WRITTEN REQUEST:
Restate the listing that follows word for word, without its pictures.

+++

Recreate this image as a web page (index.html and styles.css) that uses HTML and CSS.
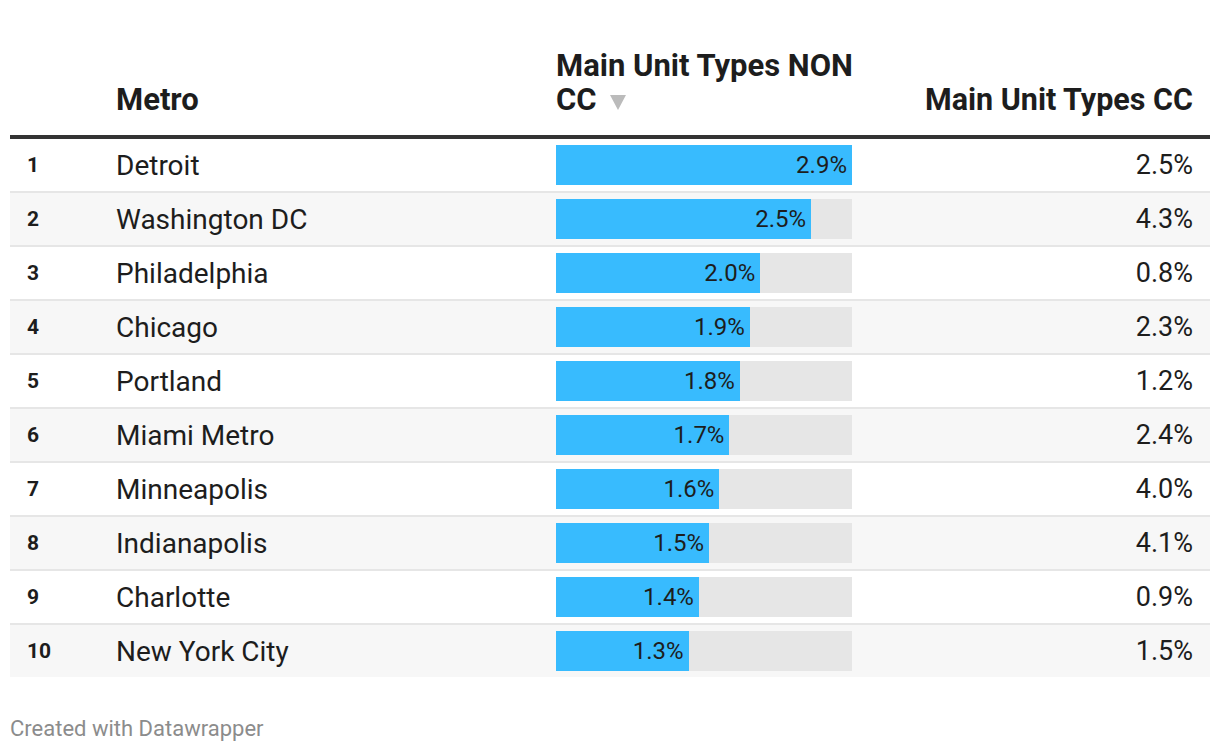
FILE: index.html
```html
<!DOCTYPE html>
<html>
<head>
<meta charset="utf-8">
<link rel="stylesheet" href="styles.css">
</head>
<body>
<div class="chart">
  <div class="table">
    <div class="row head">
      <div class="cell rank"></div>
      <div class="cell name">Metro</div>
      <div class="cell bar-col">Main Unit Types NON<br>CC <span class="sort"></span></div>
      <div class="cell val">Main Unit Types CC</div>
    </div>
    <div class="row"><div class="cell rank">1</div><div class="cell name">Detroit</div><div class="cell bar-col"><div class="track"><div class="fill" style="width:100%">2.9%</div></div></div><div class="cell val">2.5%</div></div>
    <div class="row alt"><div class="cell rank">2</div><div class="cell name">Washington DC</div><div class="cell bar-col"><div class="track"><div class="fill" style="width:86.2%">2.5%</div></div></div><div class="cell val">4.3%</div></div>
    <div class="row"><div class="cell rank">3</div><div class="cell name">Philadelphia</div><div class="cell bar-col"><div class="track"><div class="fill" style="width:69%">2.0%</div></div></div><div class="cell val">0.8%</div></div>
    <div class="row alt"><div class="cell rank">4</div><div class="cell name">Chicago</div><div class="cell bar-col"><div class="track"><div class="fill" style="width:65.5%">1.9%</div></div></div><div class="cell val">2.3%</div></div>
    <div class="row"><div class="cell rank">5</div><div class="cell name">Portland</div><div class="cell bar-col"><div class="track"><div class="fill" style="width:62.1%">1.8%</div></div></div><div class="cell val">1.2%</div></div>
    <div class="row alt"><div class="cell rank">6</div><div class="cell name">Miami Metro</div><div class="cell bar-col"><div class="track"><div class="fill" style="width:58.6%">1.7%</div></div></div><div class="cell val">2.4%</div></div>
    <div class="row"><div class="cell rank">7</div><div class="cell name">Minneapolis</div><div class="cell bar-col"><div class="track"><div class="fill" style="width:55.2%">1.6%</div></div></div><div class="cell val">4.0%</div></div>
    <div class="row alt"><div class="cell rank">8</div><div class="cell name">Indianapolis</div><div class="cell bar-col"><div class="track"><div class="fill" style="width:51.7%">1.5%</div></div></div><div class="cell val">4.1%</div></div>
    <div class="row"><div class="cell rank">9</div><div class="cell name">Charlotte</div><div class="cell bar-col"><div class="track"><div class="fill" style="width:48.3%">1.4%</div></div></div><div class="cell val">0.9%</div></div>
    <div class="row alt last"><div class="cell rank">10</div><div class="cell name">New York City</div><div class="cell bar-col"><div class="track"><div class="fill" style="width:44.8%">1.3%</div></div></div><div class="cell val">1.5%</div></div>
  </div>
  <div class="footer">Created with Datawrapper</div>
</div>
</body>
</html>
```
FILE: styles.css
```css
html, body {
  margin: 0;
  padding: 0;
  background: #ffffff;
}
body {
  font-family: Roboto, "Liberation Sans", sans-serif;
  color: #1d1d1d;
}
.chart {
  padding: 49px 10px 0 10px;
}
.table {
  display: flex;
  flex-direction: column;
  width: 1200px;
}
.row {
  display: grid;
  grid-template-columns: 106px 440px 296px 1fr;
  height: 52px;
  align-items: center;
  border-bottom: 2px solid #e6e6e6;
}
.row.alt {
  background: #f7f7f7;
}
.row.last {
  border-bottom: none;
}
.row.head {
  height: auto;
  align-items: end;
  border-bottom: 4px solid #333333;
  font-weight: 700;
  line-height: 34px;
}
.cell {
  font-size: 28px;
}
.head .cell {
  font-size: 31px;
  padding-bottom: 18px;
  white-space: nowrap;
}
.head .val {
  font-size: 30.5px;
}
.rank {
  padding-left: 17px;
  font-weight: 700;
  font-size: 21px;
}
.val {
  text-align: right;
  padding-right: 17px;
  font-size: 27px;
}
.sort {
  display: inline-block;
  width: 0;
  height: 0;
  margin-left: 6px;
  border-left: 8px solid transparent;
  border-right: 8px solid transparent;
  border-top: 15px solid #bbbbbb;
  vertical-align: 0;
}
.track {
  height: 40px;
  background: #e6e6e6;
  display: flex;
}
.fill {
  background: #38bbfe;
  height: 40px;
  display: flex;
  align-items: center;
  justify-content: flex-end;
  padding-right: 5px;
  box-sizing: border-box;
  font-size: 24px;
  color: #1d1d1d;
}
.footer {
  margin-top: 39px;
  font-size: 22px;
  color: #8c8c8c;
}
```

+++

ANSWER:
Recreate this image as a web page (index.html and styles.css) that uses HTML and CSS.
FILE: index.html
```html
<!DOCTYPE html>
<html>
<head>
<meta charset="utf-8">
<link rel="stylesheet" href="styles.css">
</head>
<body>
<div class="chart">
  <div class="table">
    <div class="row head">
      <div class="cell rank"></div>
      <div class="cell name">Metro</div>
      <div class="cell bar-col">Main Unit Types NON<br>CC <span class="sort"></span></div>
      <div class="cell val">Main Unit Types CC</div>
    </div>
    <div class="row"><div class="cell rank">1</div><div class="cell name">Detroit</div><div class="cell bar-col"><div class="track"><div class="fill" style="width:100%">2.9%</div></div></div><div class="cell val">2.5%</div></div>
    <div class="row alt"><div class="cell rank">2</div><div class="cell name">Washington DC</div><div class="cell bar-col"><div class="track"><div class="fill" style="width:86.2%">2.5%</div></div></div><div class="cell val">4.3%</div></div>
    <div class="row"><div class="cell rank">3</div><div class="cell name">Philadelphia</div><div class="cell bar-col"><div class="track"><div class="fill" style="width:69%">2.0%</div></div></div><div class="cell val">0.8%</div></div>
    <div class="row alt"><div class="cell rank">4</div><div class="cell name">Chicago</div><div class="cell bar-col"><div class="track"><div class="fill" style="width:65.5%">1.9%</div></div></div><div class="cell val">2.3%</div></div>
    <div class="row"><div class="cell rank">5</div><div class="cell name">Portland</div><div class="cell bar-col"><div class="track"><div class="fill" style="width:62.1%">1.8%</div></div></div><div class="cell val">1.2%</div></div>
    <div class="row alt"><div class="cell rank">6</div><div class="cell name">Miami Metro</div><div class="cell bar-col"><div class="track"><div class="fill" style="width:58.6%">1.7%</div></div></div><div class="cell val">2.4%</div></div>
    <div class="row"><div class="cell rank">7</div><div class="cell name">Minneapolis</div><div class="cell bar-col"><div class="track"><div class="fill" style="width:55.2%">1.6%</div></div></div><div class="cell val">4.0%</div></div>
    <div class="row alt"><div class="cell rank">8</div><div class="cell name">Indianapolis</div><div class="cell bar-col"><div class="track"><div class="fill" style="width:51.7%">1.5%</div></div></div><div class="cell val">4.1%</div></div>
    <div class="row"><div class="cell rank">9</div><div class="cell name">Charlotte</div><div class="cell bar-col"><div class="track"><div class="fill" style="width:48.3%">1.4%</div></div></div><div class="cell val">0.9%</div></div>
    <div class="row alt last"><div class="cell rank">10</div><div class="cell name">New York City</div><div class="cell bar-col"><div class="track"><div class="fill" style="width:44.8%">1.3%</div></div></div><div class="cell val">1.5%</div></div>
  </div>
  <div class="footer">Created with Datawrapper</div>
</div>
</body>
</html>
```
FILE: styles.css
```css
html, body {
  margin: 0;
  padding: 0;
  background: #ffffff;
}
body {
  font-family: Roboto, "Liberation Sans", sans-serif;
  color: #1d1d1d;
}
.chart {
  padding: 49px 10px 0 10px;
}
.table {
  display: flex;
  flex-direction: column;
  width: 1200px;
}
.row {
  display: grid;
  grid-template-columns: 106px 440px 296px 1fr;
  height: 52px;
  align-items: center;
  border-bottom: 2px solid #e6e6e6;
}
.row.alt {
  background: #f7f7f7;
}
.row.last {
  border-bottom: none;
}
.row.head {
  height: auto;
  align-items: end;
  border-bottom: 4px solid #333333;
  font-weight: 700;
  line-height: 34px;
}
.cell {
  font-size: 28px;
}
.head .cell {
  font-size: 31px;
  padding-bottom: 18px;
  white-space: nowrap;
}
.head .val {
  font-size: 30.5px;
}
.rank {
  padding-left: 17px;
  font-weight: 700;
  font-size: 21px;
}
.val {
  text-align: right;
  padding-right: 17px;
  font-size: 27px;
}
.sort {
  display: inline-block;
  width: 0;
  height: 0;
  margin-left: 6px;
  border-left: 8px solid transparent;
  border-right: 8px solid transparent;
  border-top: 15px solid #bbbbbb;
  vertical-align: 0;
}
.track {
  height: 40px;
  background: #e6e6e6;
  display: flex;
}
.fill {
  background: #38bbfe;
  height: 40px;
  display: flex;
  align-items: center;
  justify-content: flex-end;
  padding-right: 5px;
  box-sizing: border-box;
  font-size: 24px;
  color: #1d1d1d;
}
.footer {
  margin-top: 39px;
  font-size: 22px;
  color: #8c8c8c;
}
```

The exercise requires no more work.